Le 12 août 2013, le ministère des Finances du Canada a publié le document de consultation Chalandage fiscal – Le problème et les solutions possibles. Le document décrit un certain nombre de mesures possibles pour lutter contre l’usage abusif des conventions fiscales. Si elles sont appliquées, ces mesures pourraient avoir un impact considérable sur les investissements entrants au Canada. Elles pourraient notamment nuire aux investissements dans les sociétés canadiennes – plus particulièrement celles du secteur des ressources – par des fonds de placement privés, des entreprises d’État et des gouvernements étrangers. Elles pourraient également avoir des conséquences défavorables pour certaines structures de sociétés de portefeuille établies par des entreprises multinationales. Le présent bulletin dresse un sommaire du document de consultation qui fait suite à l’annonce du gouvernement dans le budget fédéral de 2013 de son intention d’étudier la question du chalandage fiscal (abordé dans le bulletin Info budget 2013 en bref).
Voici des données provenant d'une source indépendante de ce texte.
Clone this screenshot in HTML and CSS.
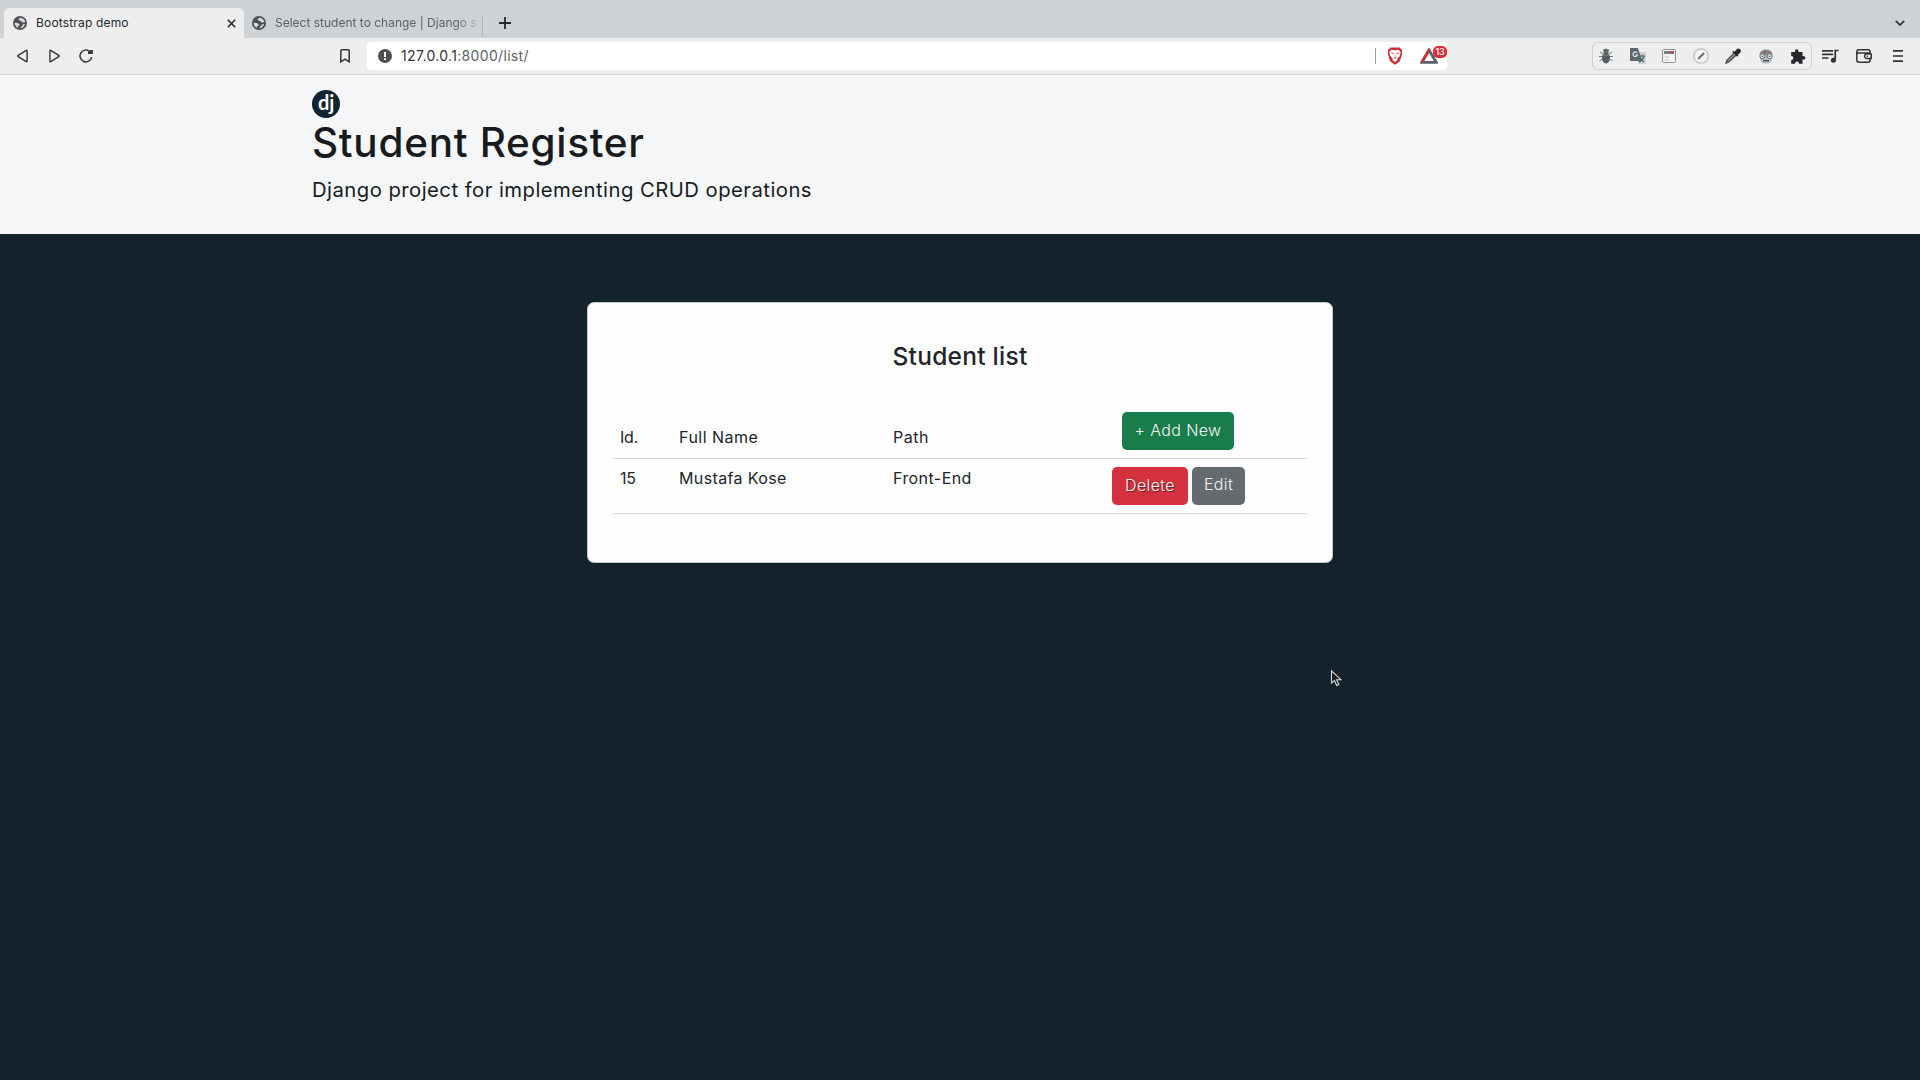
FILE: index.html
```html
<!DOCTYPE html>
<html lang="en">
<head>
<meta charset="utf-8">
<title>Bootstrap demo</title>
<link rel="stylesheet" href="styles.css">
</head>
<body>
<svg class="defs" width="0" height="0"><defs>
<symbol id="globe" viewBox="0 0 14 14"><circle cx="7" cy="7" r="7" fill="#4c5052"/><path d="M7.500 1.700 5.500 3l.7 1.500 2 .5 1.200 1.600 2.900-.4Q11.800 2.200 7.500 1.700zM1.600 6.700l3.200.4 1.900 1.300-.5 1.300-1.200.3.300 2Q1.800 10.800 1.600 6.700zM7.500 12.300l.4-1.600 1.600-1 .3-1.400 2.100-.3Q11.200 11.700 7.500 12.300z" fill="#d7d9da"/></symbol>
</defs></svg>
<div class="tabstrip">
  <div class="tab tab-active">
    <svg class="fav" width="14" height="14"><use href="#globe"/></svg>
    <span class="tab-title t-boot">Bootstrap demo</span>
    <svg class="close" width="9" height="9" viewBox="0 0 9 9"><path d="M.8.8l7.400 7.400M8.200.8.8 8.200" stroke="#26292b" stroke-width="1.600"/></svg>
  </div>
  <div class="tab tab-idle">
    <svg class="fav" width="14" height="14"><use href="#globe"/></svg>
    <span class="tab-title t-select">Select student to change | Django s</span>
  </div>
  <svg class="plus" width="12" height="12" viewBox="0 0 12 12"><path d="M6 0v12M0 6h12" stroke="#26292b" stroke-width="1.800"/></svg>
  <svg class="chev" width="10" height="6" viewBox="0 0 10 6"><path d="M.8.8 5 5 9.200.8" fill="none" stroke="#303335" stroke-width="1.700"/></svg>
</div>
<div class="toolbar">
  <div class="nav">
    <svg width="11" height="14" viewBox="0 0 11 14"><path d="M9.300 1.300Q10.100.9 10.100 1.800v10.400q0 .9-.8.5L1.200 7.600q-.8-.6 0-1.200z" fill="none" stroke="#303335" stroke-width="1.400"/></svg>
    <svg width="11" height="14" viewBox="0 0 11 14"><path d="M1.700 1.300Q.9.9.9 1.800v10.400q0 .9.8.5l8.100-5.100q.8-.6 0-1.200z" fill="none" stroke="#303335" stroke-width="1.400"/></svg>
    <svg width="14" height="14" viewBox="0 0 14 14"><path d="M10.800 2.500A5.900 5.900 0 1 0 12.700 8.200" fill="none" stroke="#303335" stroke-width="1.500"/><path d="M9 4.900h4.800V1.100L11.700 1 9 3z" fill="#303335"/></svg>
  </div>
  <svg class="mark" width="10" height="14" viewBox="0 0 10 14"><path d="M.8 12.800V2q0-1.200 1.200-1.200h6Q9.200.8 9.200 2v10.800L5 10.200z" fill="none" stroke="#303335" stroke-width="1.500"/></svg>
  <div class="address">
    <svg width="14" height="14" viewBox="0 0 14 14"><circle cx="7" cy="7" r="7" fill="#4c5052"/><path d="M6 3h2v5H6zM6 9.200h2v1.900H6z" fill="#fff"/></svg>
    <span class="url">127.0.0.1<span class="path">:8000/list/</span></span>
    <i class="sep"></i>
    <svg class="shield" width="16" height="18" viewBox="0 0 16 18"><path d="M3.500.5h9l1.200 1.400 1.500 1-.4 2 .5 1.300-2 6.800q-.5 1.600-2 2.500L8 17.700l-3.300-2.200q-1.500-.9-2-2.500L.7 6.200l.5-1.300-.4-2 1.500-1z" fill="#cf2a37"/><path d="M4.200 2.800 8 3.300l3.800-.5 2 2.800-1.300 4-2.100 2 .1 1.500L8 14.900l-2.500-1.800.1-1.500-2.100-2-1.300-4z" fill="#fff"/><path d="M4.500 6 6.600 6.700M11.500 6 9.400 6.700M6.600 10.500 8 11.200l1.400-.7" fill="none" stroke="#cf2a37"/><path d="M8 7v3" stroke="#dc8c92" stroke-width=".8"/></svg>
    <div class="rewards">
      <svg width="18" height="16" viewBox="0 0 18 16"><path d="M9 2.200 1.700 14.400h14.600z" fill="none" stroke="#59616a" stroke-width="2.800"/><path d="M9.500 1.200 2.100 13.900" stroke="#d62d39" stroke-width="2.600"/><path d="m9 6.800-3.400 5.600h6.800z" fill="#fff"/></svg>
      <span class="badge">13</span>
    </div>
  </div>
  <div class="exts">
    <svg width="14" height="16" viewBox="0 0 14 16"><path d="M1 4l3 2M13 4l-3 2M0 8.500h14M.5 13 4 10.500M13.500 13 10 10.500M4.500 1l1 2M9.500 1l-1 2" stroke="#73787c"/><circle cx="7" cy="3.400" r="2.700" fill="#62686c"/><ellipse cx="7" cy="10" rx="4" ry="5.400" fill="#555c61"/><path d="M4 7h6" stroke="#7d8488"/></svg>
    <svg width="16" height="16" viewBox="0 0 16 16"><path d="M7 4h9v12H8z" fill="#cfd2d4"/><path d="M0 0h8l4 13H0z" fill="#5d6770"/><path d="M7.300 5A2.300 2.300 0 1 0 7.500 7H5.500" fill="none" stroke="#e5e8e9" stroke-width="1.200"/><path d="M9 8h6M12 6.500V8M14 8q-1 4-5 6M10 9q1 3 4 5" fill="none" stroke="#41685a" stroke-width="1.200"/></svg>
    <svg width="14" height="14" viewBox="0 0 14 14"><rect x=".5" y=".5" width="13" height="13" rx="1" fill="#f3f3f3" stroke="#8c9295"/><path d="M2 2h10v3H2z" fill="#777d81"/><path d="M7.500 3.500H12" stroke="#d62d39"/><path d="M2.500 8h5M2.500 11h4" stroke="#c5c9cb"/></svg>
    <svg width="16" height="16" viewBox="0 0 16 16"><circle cx="8" cy="8" r="7.200" fill="#f4f4f4" stroke="#b9bdc0" stroke-width="1.300"/><path d="m5 11 .5-1.500 4.700-4.700 1.200 1.200-4.800 4.600z" fill="#70777b" stroke="#70777b"/></svg>
    <svg width="16" height="16" viewBox="0 0 16 16"><path d="m9.500 4.800-7.300 7.400-1 2.700 2.700-1 7.500-7.300" fill="#a9afb2" stroke="#4d5559" stroke-width="1.500"/><path d="m7.800 3.300 5 4.900M9.800 4.900l2.400-2.800q1.200-1.200 2.300-.1t0 2.200l-2.800 2.600z" fill="#25282a" stroke="#25282a" stroke-width="1.800"/></svg>
    <svg width="16" height="15" viewBox="0 0 16 15"><path d="M1.500 6Q2 .5 8 .5T14.500 6z" fill="#80878b"/><path d="M2 6h12v5l-3 3.500H5L2 11z" fill="#b5babd"/><circle cx="4.400" cy="7.200" r="2.500" fill="#e8eaeb" stroke="#62696d"/><circle cx="11.600" cy="7.200" r="2.500" fill="#e8eaeb" stroke="#62696d"/><path d="M3.700 7.200h1.500M10.800 7.200h1.500M5 11.800h6" stroke="#555c60" stroke-width="1.500"/><circle cx="7" cy="3.300" r="1" fill="#d62d39"/></svg>
    <svg width="16" height="15" viewBox="0 0 16 15"><path d="M1.200 3H5q-.3-2.800 1.700-2.800T8.500 3h4v3.900q3-.1 3 1.800t-3 1.900v4.200H9q.1-2.200-2-2.200t-2 2.200H1.200V11q2.200.1 2.200-2T1.200 7z" fill="#26292b"/></svg>
  </div>
  <div class="tools">
    <svg width="17" height="14" viewBox="0 0 17 14"><path d="M0 1.800h11M0 5.400h11M0 9h6.500M13.200 11V1.500H16.500" fill="none" stroke="#303335" stroke-width="1.700"/><circle cx="11.400" cy="11.200" r="2.500" fill="#303335"/></svg>
    <svg width="16" height="14" viewBox="0 0 16 14"><path d="M14 4V2.800Q14 .8 12 .8H3Q.8.8.8 3v8q0 2.200 2.200 2.200h9q2 0 2-2V10M1 4h11.500q1.500 0 1.500 1.200M15.200 5v4.500H10.500Q8.500 9.200 8.500 7.300T10.500 5z" fill="none" stroke="#303335" stroke-width="1.500"/><circle cx="11.300" cy="7.300" r=".8" fill="#303335"/></svg>
    <svg width="10" height="12" viewBox="0 0 10 12"><path d="M0 .9h10M0 6h10M0 11.100h10" stroke="#303335" stroke-width="1.600"/></svg>
  </div>
</div>
<header class="hero">
  <div class="logo"><span>dj</span></div>
  <h1>Student Register</h1>
  <p>Django project for implementing CRUD operations</p>
</header>
<main>
  <section class="card">
    <h2>Student list</h2>
    <div class="row head">
      <span class="c-id">Id.</span><span class="c-name">Full Name</span><span class="c-path">Path</span>
      <div class="actions"><a class="btn add"><span>+ Add New</span></a></div>
    </div>
    <div class="row">
      <span class="v-id">15</span><span class="v-name">Mustafa Kose</span><span class="v-path">Front-End</span>
      <div class="actions"><a class="btn del"><span>Delete</span></a><a class="btn edit"><span>Edit</span></a></div>
    </div>
  </section>
</main>
<svg class="cursor" width="13" height="19" viewBox="0 0 13 19"><path d="M1.500 1.800v12.300l2.900-2.700 2.300 5 2.200-1-2.300-4.700h4.200z" fill="#17191b" stroke="#d9dcde" stroke-width="1.100"/></svg>
</body>
</html>
```
FILE: styles.css
```css
* { box-sizing: border-box; }
body { margin: 0; width: 1920px; height: 1080px; overflow: hidden; background: #14222c; font-family: Inter, "Open Sans", sans-serif; color: #212529; display: flex; flex-direction: column; }
svg { display: block; flex: none; }
.defs { position: absolute; }

.tabstrip { height: 38px; background: #ced2d5; display: flex; padding-left: 4px; align-items: flex-end; flex: none; }
.tab { display: flex; align-items: center; height: 30px; font-size: 12px; white-space: nowrap; }
.tab-active { width: 240px; background: #eeeeef; border-radius: 5px 5px 0 0; padding: 0 8px 0 9px; color: #26292b; }
.tab-idle { width: 239px; padding-left: 8px; color: #5c6164; position: relative; }
.tab-idle::after { content: ""; position: absolute; right: 0; top: 7px; width: 1px; height: 22px; background: #b0b4b7; }
.tab-title { margin-left: 9px; line-height: 16px; }
.t-boot { letter-spacing: .17px; }
.t-select { -webkit-mask-image: linear-gradient(90deg, #000 90%, transparent 102%); mask-image: linear-gradient(90deg, #000 90%, transparent 102%); }
.close { margin-left: auto; }
.plus { margin: 0 0 9px 16px; }
.chev { margin: 0 15px 12px auto; }

.toolbar { height: 37px; background: #eeeeef; border-bottom: 1px solid #d3d6d8; display: flex; align-items: center; flex: none; }
.nav { display: flex; gap: 21px; padding-left: 17px; }
.nav svg:last-child { margin-left: -2px; }
.mark { margin-left: 247px; }
.address { margin-left: 17px; width: 1080px; height: 28px; background: #fff; border-radius: 4px; display: flex; align-items: center; padding-left: 11px; flex: none; }
.url { margin-left: 9px; font-size: 14px; line-height: 20px; color: #303335; letter-spacing: .33px; }
.path { color: #5c6164; }
.sep { width: 1px; height: 16px; background: #999da0; margin-left: auto; }
.shield { margin-left: 11px; }
.rewards { width: 27px; height: 28px; margin-left: 17px; padding-top: 6px; position: relative; }
.badge { position: absolute; left: 13px; top: 4px; width: 14px; height: 12px; border-radius: 5px; background: #d62d39; color: #fff; font-size: 9px; line-height: 12px; text-align: center; font-weight: 500; letter-spacing: -.2px; }
.exts { margin-left: 145px; width: 220px; height: 28px; border: 1px solid #cdd1d3; border-radius: 5px; display: flex; align-items: center; justify-content: space-between; padding: 0 5px 0 6px; }
.tools { margin-left: 10px; display: flex; align-items: center; gap: 17px; }
.tools svg:last-child { margin-left: 4px; }

.hero { height: 159px; background: #f4f6f8; padding: 15px 0 0 312px; flex: none; }
.logo { width: 28px; height: 28px; border-radius: 50%; background: #112530; color: #fff; text-align: center; font: 700 20px/25px Lato, sans-serif; letter-spacing: -.3px; }
h1 { margin: 1px 0 0; font-size: 40.500px; line-height: 48px; font-weight: 500; white-space: nowrap; color: #181b1e; letter-spacing: .7px; }
.hero p { margin: 8px 0 0; font-size: 20.300px; line-height: 30px; white-space: nowrap; color: #181b1e; letter-spacing: .46px; }

main { display: flex; justify-content: center; padding-top: 68px; }
.card { width: 746px; height: 261px; background: #fdfdfd; border: 1px solid #c3c8cb; border-radius: 7px; padding: 38px 24px 0; }
h2 { margin: 0; font-size: 24.500px; line-height: 30px; font-weight: 500; text-align: center; letter-spacing: .26px; }
.row { display: grid; grid-template-columns: 59px 214px 219px minmax(0, 1fr); padding: 8px 0 0 8px; height: 55px; border-bottom: 1px solid #dadddf; font-size: 16px; line-height: 24px; white-space: nowrap; }
.row > span { justify-self: start; line-height: 22px; }
.head { margin-top: 33px; padding-top: 8px; }
.head > span { margin-top: 14px; }
.c-id, .v-id { letter-spacing: -.2px; }
.c-name { letter-spacing: .48px; }
.c-path { letter-spacing: .5px; }
.v-name { letter-spacing: .37px; }
.v-path { letter-spacing: .43px; }
.actions { display: flex; gap: 4px; align-items: flex-start; }
.btn { height: 38px; border-radius: 5px; color: #f4f6f6; line-height: 36px; text-align: center; flex: none; font-weight: 300; letter-spacing: .38px; }
.add { width: 112px; margin-left: 10px; background: #187d4b; }
.del { width: 76px; background: #d5303e; text-shadow: 1px 1px 1px #5b2028; }
.edit { width: 53px; background: #646a6e; line-height: 34px; }
.cursor { position: absolute; left: 1330px; top: 669px; }
```
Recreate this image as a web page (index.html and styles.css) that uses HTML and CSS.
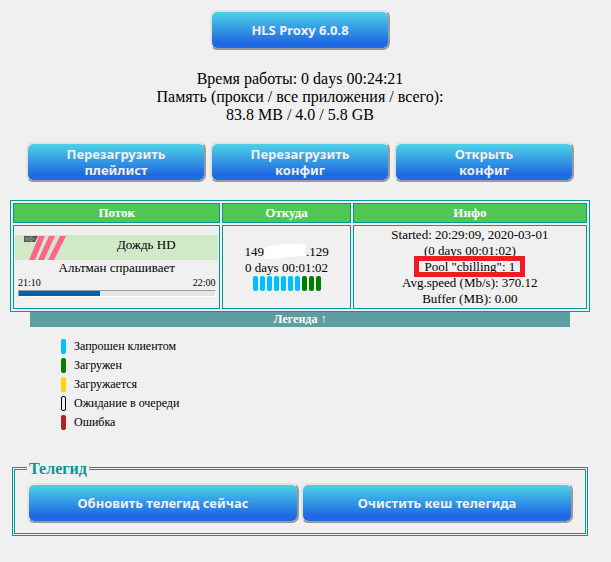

Le travail entrepris par le gouvernement canadien s’inscrit dans la foulée de la vaste étude à l’échelle internationale de l’utilisation et de l’abus potentiel des conventions fiscales bilatérales; le document de consultation a été publié moins d’un mois après la communication par l’OCDE aux pays du G20 de son Plan d’action concernant l’érosion de la base d’imposition et le transfert de bénéfices qui préconisait l’élaboration, d’ici septembre 2014, de dispositions conventionnelles types et de recommandations relatives à la conception de règles nationales pour empêcher que les avantages prévus par les conventions puissent être accordés lorsque les circonstances ne s’y prêtent pas (voir notre bulletin Actualités sur le plan d’action de l’OCDE).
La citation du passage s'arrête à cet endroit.